In principio era Diego. E per anni, Napoli, non ha visto nessuno brillare di tanta immensità. Ma se è vero che l’inizio deve avere un seguito, finalmente la stirpe dei “maradoneti” ha trovato l’erede che stava cercando. Edinson Cavani, erede più nella sostanza che nella forma, goleador più del Pibe, decisivo al pari di lui. Perché è grazie alla tripletta dell’uruguaiano, rifilata alla Lazio in un 4-3 da mezzogiorno di fuoco se gli azzurri di Mazzarri si portano a un soffio dal Milan capolista, tenendo in vita la corsa scudetto, lunga, ancora, sette giornate. Adesso Napoli sogna, prega e ama. Proprio come ai tempi di Dieghito.
L’anti-Diavolo è dunque l’uomo della provvidenza uscito da un film di David Lynch. Faccia scavata come la luna, occhiaie tracciate col pennarello indelebile, fisico asciutto e spigoloso. Cavani è l’incarnazione dell’essenziale. Essenza condannata all’assenza: contro il Bologna, domenica, El Matador dovrà scontare un turno di squalifica. E sotto il Vesuvio già si domandano se il Napoli di Cavani può vincere anche senza. S’attaccheranno alla cabala, ai santi, al cornetto portafortuna legato allo specchietto retrovisore dell‘utilitaria. Vale tutto per un titolo. Valgono anche le corna.

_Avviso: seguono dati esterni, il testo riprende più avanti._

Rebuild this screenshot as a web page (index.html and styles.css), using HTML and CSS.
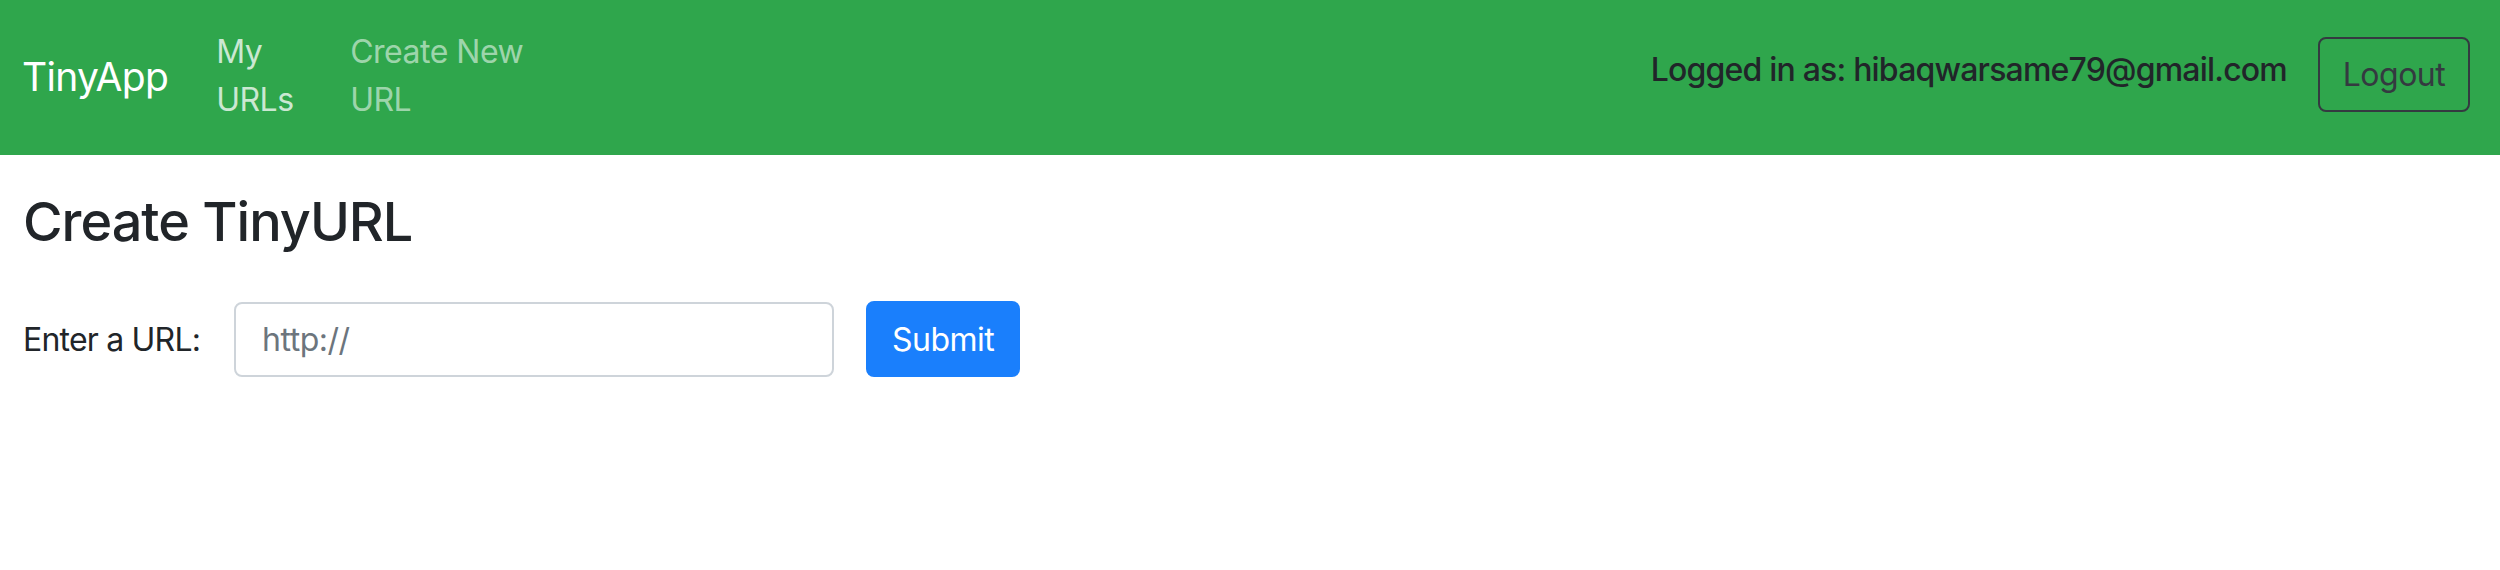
FILE: index.html
```html
<!DOCTYPE html>
<html lang="en">
<head>
<meta charset="utf-8">
<title>TinyApp</title>
<link rel="stylesheet" href="styles.css">
</head>
<body>
<nav class="navbar">
  <a class="brand" href="#">TinyApp</a>
  <ul class="nav-links">
    <li class="nav-item item-urls"><a class="nav-link active" href="#">My URLs</a></li>
    <li class="nav-item item-new"><a class="nav-link" href="#">Create New URL</a></li>
  </ul>
  <div class="nav-right">
    <span class="user">Logged in as: hibaqwarsame79@gmail.com</span>
    <button class="btn-logout" type="button">Logout</button>
  </div>
</nav>
<main class="content">
  <h2 class="title">Create TinyURL</h2>
  <form class="url-form">
    <label class="label" for="url">Enter a URL:</label>
    <input class="input" id="url" type="text" placeholder="http://">
    <button class="btn-submit" type="submit">Submit</button>
  </form>
</main>
</body>
</html>
```

FILE: styles.css
```css
* { box-sizing: border-box; }

body {
  margin: 0;
  font-family: "Inter", "Liberation Sans", sans-serif;
  color: #212529;
  background: #ffffff;
  letter-spacing: -0.5px;
}

.navbar {
  display: flex;
  align-items: center;
  height: 155px;
  padding: 0 30px 0 22px;
  background: #2fa64c;
}

.brand {
  font-size: 39px;
  color: #ffffff;
  text-decoration: none;
  margin-right: 48px;
  line-height: 1.2;
  letter-spacing: -0.7px;
}

.nav-links {
  display: flex;
  list-style: none;
  margin: 0;
  padding: 0 0 4px 0;
}

.item-urls { width: 134px; }
.item-new { width: 200px; }

.nav-link {
  display: block;
  font-size: 32px;
  line-height: 48px;
  text-decoration: none;
  color: rgba(255, 255, 255, 0.55);
}

.nav-link.active {
  color: rgba(255, 255, 255, 0.75);
}

.item-urls .nav-link { width: 100px; }
.item-new .nav-link { width: 185px; }

.nav-right {
  margin-left: auto;
  display: flex;
  align-items: center;
}

.user {
  font-size: 32px;
  font-weight: 500;
  line-height: 48px;
  letter-spacing: -0.8px;
  color: #212529;
  margin-right: 31px;
  margin-bottom: 16px;
}

.btn-logout {
  width: 152px;
  height: 75px;
  margin-bottom: 6px;
  font-family: inherit;
  font-size: 32px;
  letter-spacing: -0.5px;
  color: #343a40;
  background: transparent;
  border: 2px solid #343a40;
  border-radius: 8px;
}

.content {
  padding: 0 23px;
}

.title {
  margin: 34px 0 0 0;
  font-size: 54px;
  font-weight: 500;
  line-height: 65px;
  letter-spacing: -1px;
}

.url-form {
  display: flex;
  align-items: center;
  margin-top: 47px;
}

.label {
  font-size: 32px;
  margin-right: 34px;
  letter-spacing: -0.8px;
}

.input {
  width: 600px;
  height: 75px;
  padding: 0 26px;
  font-family: inherit;
  font-size: 32px;
  letter-spacing: -0.5px;
  color: #495057;
  border: 2px solid #ced4da;
  border-radius: 8px;
  margin-right: 32px;
}

.input::placeholder { color: #6c757d; }

.btn-submit {
  width: 154px;
  height: 76px;
  font-family: inherit;
  font-size: 32px;
  letter-spacing: -0.5px;
  color: #ffffff;
  background: #1a7ffc;
  border: none;
  border-radius: 8px;
}
```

Del resto, a rivolgersi al cielo è il bomber nato a Salto, cinquecento chilometri da Montevideo. Nove mesi fa disse: “E‘ stato il Signore a mandarmi a Napoli”. Per intercessione di Zamparini, presidente del Palermo, che dopo quattro anni e 34 reti in rosanero ha ceduto alle lusinghe hollywoodiane dei De Laurentiis. Cavani voleva scappare dalla Sicilia. Temeva per la famiglia dopo un’aggressione finita senza conseguenze. Basta la paura per dire: “Voglio andarmene da questa città”. Richiesta esaudita in estate, quando si concretizza il prestito di 5 milioni di euro per l’attuale stagione, mutato poi in diritto di riscatto dell’intero cartellino: 12 milioni da pagare in 4 anni.
Così, le vie del Signore vengono convogliate in un’unica strada, quella per Napoli. Mazzarri lo studia, lo assolve dai compiti di ripiegamento in difesa e lo appiccica lassù, nel 3-4-2-1, come unica punta. Andate e vincete. A buttarla dentro ci pensa Cavani. Con i 3 gol di domenica ha toccato quota 25, raggiungendo Di Natale in cima alla lista dei cannonieri e sbriciolando il record di Vojak, miglior attaccante in azzurro. E’ in lizza per la Scarpa d’Oro con Messi e Cristiano Ronaldo. Si riconosce in frasi bibliche tipo: “Semplice come una colomba, forte come un‘aquila”.
Se Maradona entusiasmava per l’estro, l’eccesso che scintillava in un orecchino, Cavani piace per la genuinità, la semplicità del quotidiano, l‘immediatezza dei gesti. Il figlio Bautista e la moglie Soledad da coccolare, la passione per la musica, la forte spiritualità che trova pace nella fede cristiana evangelica e pentecostale. E’ un “Atleta di Cristo”, come Kakà e Legrottaglie. Cavani preferisce chiudersi in se stesso, nella sua casa, anziché fare il tronista sui piedistalli di Napoli. Che da quelli, si sa, si fa presto a venir giù.